Given exercise. Nothing in the data should change when you return it, but leave the pictures out.

----------------

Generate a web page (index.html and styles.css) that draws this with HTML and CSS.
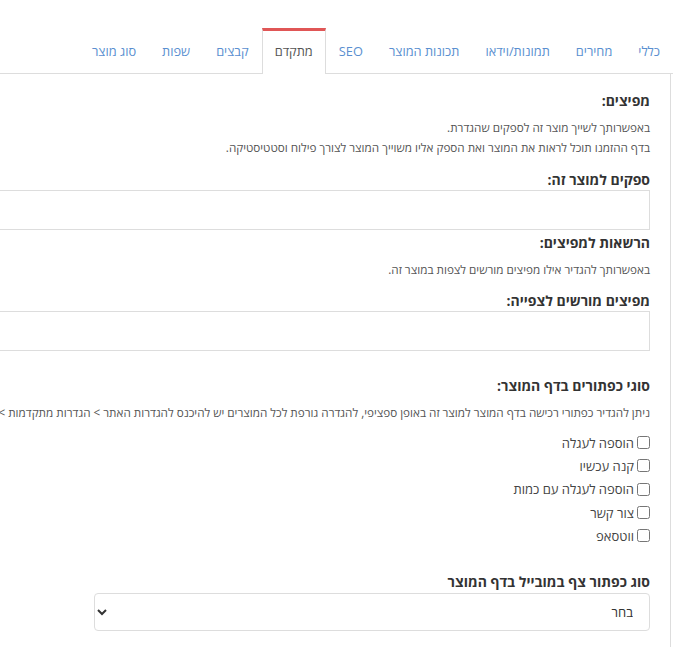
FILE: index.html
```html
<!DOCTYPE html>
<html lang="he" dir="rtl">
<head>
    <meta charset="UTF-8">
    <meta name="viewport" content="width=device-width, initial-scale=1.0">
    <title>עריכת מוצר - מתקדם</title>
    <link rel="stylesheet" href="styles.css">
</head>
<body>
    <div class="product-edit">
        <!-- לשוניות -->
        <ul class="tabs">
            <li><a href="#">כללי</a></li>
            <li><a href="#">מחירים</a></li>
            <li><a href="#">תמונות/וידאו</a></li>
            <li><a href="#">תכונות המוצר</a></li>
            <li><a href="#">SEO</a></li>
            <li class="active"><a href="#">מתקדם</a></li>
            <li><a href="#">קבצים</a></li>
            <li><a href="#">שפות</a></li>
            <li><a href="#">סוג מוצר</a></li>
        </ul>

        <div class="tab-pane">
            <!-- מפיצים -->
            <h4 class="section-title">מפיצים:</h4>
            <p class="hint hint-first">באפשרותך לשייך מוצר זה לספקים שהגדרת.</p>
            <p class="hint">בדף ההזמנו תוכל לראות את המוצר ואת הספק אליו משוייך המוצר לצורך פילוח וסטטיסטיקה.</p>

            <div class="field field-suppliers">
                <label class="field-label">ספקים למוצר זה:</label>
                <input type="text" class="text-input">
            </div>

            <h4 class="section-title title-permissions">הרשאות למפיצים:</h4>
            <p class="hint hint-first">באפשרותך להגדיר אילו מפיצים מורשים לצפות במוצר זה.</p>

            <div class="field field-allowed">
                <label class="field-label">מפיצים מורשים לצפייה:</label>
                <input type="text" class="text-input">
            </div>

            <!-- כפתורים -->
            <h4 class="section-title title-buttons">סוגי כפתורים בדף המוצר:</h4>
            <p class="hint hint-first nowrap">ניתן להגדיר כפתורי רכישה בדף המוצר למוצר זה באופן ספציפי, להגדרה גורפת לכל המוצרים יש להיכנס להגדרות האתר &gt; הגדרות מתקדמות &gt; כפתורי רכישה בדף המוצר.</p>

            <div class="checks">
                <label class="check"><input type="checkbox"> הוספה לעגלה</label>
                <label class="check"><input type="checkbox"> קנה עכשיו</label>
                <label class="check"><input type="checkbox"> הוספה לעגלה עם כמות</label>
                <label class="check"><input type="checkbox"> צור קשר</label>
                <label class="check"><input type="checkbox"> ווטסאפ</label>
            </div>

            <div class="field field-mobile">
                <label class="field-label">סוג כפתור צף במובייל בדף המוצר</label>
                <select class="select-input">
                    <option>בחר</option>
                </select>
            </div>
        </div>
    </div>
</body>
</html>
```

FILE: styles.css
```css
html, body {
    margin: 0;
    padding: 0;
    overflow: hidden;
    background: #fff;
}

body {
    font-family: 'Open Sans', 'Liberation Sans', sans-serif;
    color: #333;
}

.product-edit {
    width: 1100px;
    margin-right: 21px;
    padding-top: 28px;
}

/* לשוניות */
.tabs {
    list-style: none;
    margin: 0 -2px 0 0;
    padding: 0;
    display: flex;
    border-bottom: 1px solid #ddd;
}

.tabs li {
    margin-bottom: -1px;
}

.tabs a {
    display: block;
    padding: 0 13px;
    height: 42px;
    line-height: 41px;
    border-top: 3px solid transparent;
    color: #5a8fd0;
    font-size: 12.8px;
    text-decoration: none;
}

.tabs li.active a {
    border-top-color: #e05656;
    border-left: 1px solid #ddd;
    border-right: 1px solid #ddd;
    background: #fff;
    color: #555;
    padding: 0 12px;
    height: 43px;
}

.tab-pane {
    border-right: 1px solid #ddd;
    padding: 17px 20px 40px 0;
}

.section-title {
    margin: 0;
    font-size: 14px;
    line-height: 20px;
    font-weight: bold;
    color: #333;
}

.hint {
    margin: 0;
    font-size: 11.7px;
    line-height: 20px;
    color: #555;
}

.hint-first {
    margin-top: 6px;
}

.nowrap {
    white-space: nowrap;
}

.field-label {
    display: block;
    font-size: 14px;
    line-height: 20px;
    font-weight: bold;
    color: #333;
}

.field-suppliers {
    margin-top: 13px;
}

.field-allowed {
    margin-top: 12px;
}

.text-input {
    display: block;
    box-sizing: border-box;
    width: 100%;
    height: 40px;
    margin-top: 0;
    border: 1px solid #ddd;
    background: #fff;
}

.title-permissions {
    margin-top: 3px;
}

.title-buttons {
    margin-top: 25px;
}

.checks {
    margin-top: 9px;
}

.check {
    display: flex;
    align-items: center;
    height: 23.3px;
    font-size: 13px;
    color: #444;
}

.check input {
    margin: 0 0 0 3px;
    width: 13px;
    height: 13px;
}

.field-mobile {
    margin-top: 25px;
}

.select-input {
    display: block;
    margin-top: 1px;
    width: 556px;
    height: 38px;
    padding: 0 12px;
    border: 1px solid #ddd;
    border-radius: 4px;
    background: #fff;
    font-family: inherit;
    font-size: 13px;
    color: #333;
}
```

----------------

Solution.
Generate a web page (index.html and styles.css) that draws this with HTML and CSS.
FILE: index.html
```html
<!DOCTYPE html>
<html lang="he" dir="rtl">
<head>
    <meta charset="UTF-8">
    <meta name="viewport" content="width=device-width, initial-scale=1.0">
    <title>עריכת מוצר - מתקדם</title>
    <link rel="stylesheet" href="styles.css">
</head>
<body>
    <div class="product-edit">
        <!-- לשוניות -->
        <ul class="tabs">
            <li><a href="#">כללי</a></li>
            <li><a href="#">מחירים</a></li>
            <li><a href="#">תמונות/וידאו</a></li>
            <li><a href="#">תכונות המוצר</a></li>
            <li><a href="#">SEO</a></li>
            <li class="active"><a href="#">מתקדם</a></li>
            <li><a href="#">קבצים</a></li>
            <li><a href="#">שפות</a></li>
            <li><a href="#">סוג מוצר</a></li>
        </ul>

        <div class="tab-pane">
            <!-- מפיצים -->
            <h4 class="section-title">מפיצים:</h4>
            <p class="hint hint-first">באפשרותך לשייך מוצר זה לספקים שהגדרת.</p>
            <p class="hint">בדף ההזמנו תוכל לראות את המוצר ואת הספק אליו משוייך המוצר לצורך פילוח וסטטיסטיקה.</p>

            <div class="field field-suppliers">
                <label class="field-label">ספקים למוצר זה:</label>
                <input type="text" class="text-input">
            </div>

            <h4 class="section-title title-permissions">הרשאות למפיצים:</h4>
            <p class="hint hint-first">באפשרותך להגדיר אילו מפיצים מורשים לצפות במוצר זה.</p>

            <div class="field field-allowed">
                <label class="field-label">מפיצים מורשים לצפייה:</label>
                <input type="text" class="text-input">
            </div>

            <!-- כפתורים -->
            <h4 class="section-title title-buttons">סוגי כפתורים בדף המוצר:</h4>
            <p class="hint hint-first nowrap">ניתן להגדיר כפתורי רכישה בדף המוצר למוצר זה באופן ספציפי, להגדרה גורפת לכל המוצרים יש להיכנס להגדרות האתר &gt; הגדרות מתקדמות &gt; כפתורי רכישה בדף המוצר.</p>

            <div class="checks">
                <label class="check"><input type="checkbox"> הוספה לעגלה</label>
                <label class="check"><input type="checkbox"> קנה עכשיו</label>
                <label class="check"><input type="checkbox"> הוספה לעגלה עם כמות</label>
                <label class="check"><input type="checkbox"> צור קשר</label>
                <label class="check"><input type="checkbox"> ווטסאפ</label>
            </div>

            <div class="field field-mobile">
                <label class="field-label">סוג כפתור צף במובייל בדף המוצר</label>
                <select class="select-input">
                    <option>בחר</option>
                </select>
            </div>
        </div>
    </div>
</body>
</html>
```

FILE: styles.css
```css
html, body {
    margin: 0;
    padding: 0;
    overflow: hidden;
    background: #fff;
}

body {
    font-family: 'Open Sans', 'Liberation Sans', sans-serif;
    color: #333;
}

.product-edit {
    width: 1100px;
    margin-right: 21px;
    padding-top: 28px;
}

/* לשוניות */
.tabs {
    list-style: none;
    margin: 0 -2px 0 0;
    padding: 0;
    display: flex;
    border-bottom: 1px solid #ddd;
}

.tabs li {
    margin-bottom: -1px;
}

.tabs a {
    display: block;
    padding: 0 13px;
    height: 42px;
    line-height: 41px;
    border-top: 3px solid transparent;
    color: #5a8fd0;
    font-size: 12.8px;
    text-decoration: none;
}

.tabs li.active a {
    border-top-color: #e05656;
    border-left: 1px solid #ddd;
    border-right: 1px solid #ddd;
    background: #fff;
    color: #555;
    padding: 0 12px;
    height: 43px;
}

.tab-pane {
    border-right: 1px solid #ddd;
    padding: 17px 20px 40px 0;
}

.section-title {
    margin: 0;
    font-size: 14px;
    line-height: 20px;
    font-weight: bold;
    color: #333;
}

.hint {
    margin: 0;
    font-size: 11.7px;
    line-height: 20px;
    color: #555;
}

.hint-first {
    margin-top: 6px;
}

.nowrap {
    white-space: nowrap;
}

.field-label {
    display: block;
    font-size: 14px;
    line-height: 20px;
    font-weight: bold;
    color: #333;
}

.field-suppliers {
    margin-top: 13px;
}

.field-allowed {
    margin-top: 12px;
}

.text-input {
    display: block;
    box-sizing: border-box;
    width: 100%;
    height: 40px;
    margin-top: 0;
    border: 1px solid #ddd;
    background: #fff;
}

.title-permissions {
    margin-top: 3px;
}

.title-buttons {
    margin-top: 25px;
}

.checks {
    margin-top: 9px;
}

.check {
    display: flex;
    align-items: center;
    height: 23.3px;
    font-size: 13px;
    color: #444;
}

.check input {
    margin: 0 0 0 3px;
    width: 13px;
    height: 13px;
}

.field-mobile {
    margin-top: 25px;
}

.select-input {
    display: block;
    margin-top: 1px;
    width: 556px;
    height: 38px;
    padding: 0 12px;
    border: 1px solid #ddd;
    border-radius: 4px;
    background: #fff;
    font-family: inherit;
    font-size: 13px;
    color: #333;
}
```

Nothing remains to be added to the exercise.